Retour à Reims [Fragments]

 

En adaptant l'essai autobiographique de Didier Eribon (publié en 2009) au fil d'un montage d'archives savamment orchestré, Jean-Gabriel Périot revient sur plusieurs décennies d'impasse pour la condition ouvrière, du temps des renoncements à celui d'une fracture politique avec la gauche historique.

Six mouvements et un épilogue constituent Retour à Reims [Fragments] qui réunit une grande quantité d’images extraites de films, d’entretiens et de journaux télévisés pour lier l’intime au collectif, et plus spécifiquement le domaine du foyer à celui de la société tout entière. D’une situation familiale réelle — le retour du sociologue Didier Eribon à Reims, auprès de sa mère –, Jean-Gabriel Périot dresse un large portrait de la classe ouvrière française de la seconde moitié du XXe siècle. En voix off, Adèle Haenel conduit ce récit hanté par la sédimentation de la pauvreté à travers le temps et les générations, et les possibilités toujours plus minces de s’en détacher.
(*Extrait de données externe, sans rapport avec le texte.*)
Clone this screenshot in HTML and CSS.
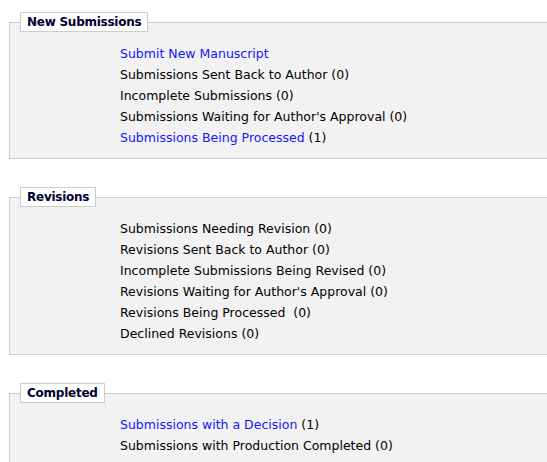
FILE: index.html
```html
<!DOCTYPE html>
<html>
<head>
<meta charset="utf-8">
<link rel="stylesheet" href="styles.css">
</head>
<body>
<fieldset class="panel">
  <legend class="panel-title">New Submissions</legend>
  <ul class="items">
    <li><a href="#">Submit New Manuscript</a></li>
    <li>Submissions Sent Back to Author (0)</li>
    <li>Incomplete Submissions (0)</li>
    <li>Submissions Waiting for Author's Approval (0)</li>
    <li><a href="#">Submissions Being Processed</a> (1)</li>
  </ul>
</fieldset>
<fieldset class="panel">
  <legend class="panel-title">Revisions</legend>
  <ul class="items">
    <li>Submissions Needing Revision (0)</li>
    <li>Revisions Sent Back to Author (0)</li>
    <li>Incomplete Submissions Being Revised (0)</li>
    <li>Revisions Waiting for Author's Approval (0)</li>
    <li>Revisions Being Processed &nbsp;(0)</li>
    <li>Declined Revisions (0)</li>
  </ul>
</fieldset>
<fieldset class="panel">
  <legend class="panel-title">Completed</legend>
  <ul class="items">
    <li><a href="#">Submissions with a Decision</a> (1)</li>
    <li>Submissions with Production Completed (0)</li>
  </ul>
</fieldset>
</body>
</html>
```
FILE: styles.css
```css
html, body {
  margin: 0;
  padding: 0;
  overflow: hidden;
  background: #fff;
}
body {
  padding: 12px 0 0 9px;
  font-family: Tahoma, "DejaVu Sans", Verdana, sans-serif;
  font-size: 12.5px;
  color: #000;
}
.panel {
  margin: 0 -40px 28px 0;
  padding: 0 10px 10px 10px;
  border: 1px solid #cccccc;
  background: #f2f2f2;
  min-width: 0;
}
.panel-title {
  padding: 0 6px;
  border: 1px solid #cccccc;
  background: #fff;
  font-weight: bold;
  font-size: 12px;
  letter-spacing: -0.25px;
  line-height: 18px;
  color: #000033;
}
.items {
  list-style: none;
  margin: 0;
  padding: 11px 0 0 100px;
}
.items li {
  line-height: 21px;
  white-space: nowrap;
}
.items a {
  color: #1414ff;
  text-decoration: none;
}
```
Différentes thématiques se greffent alors : inégalités hommes-femmes, racisme, mépris et honte, autant de mauvaises branches nourries au même engrais, celui d’une précarité maquillée sous le fard des « trente glorieuses ». Dans un segment particulièrement amer, mais peut-être d'autant plus lucide, le film montre en quelques raccords éloquents le détachement de la gauche libérale de cette classe ouvrière qui, délaissée, se tournera peu à peu vers le programme de l’extrême droite. Comme une piqûre de rappel en cette période d’élections.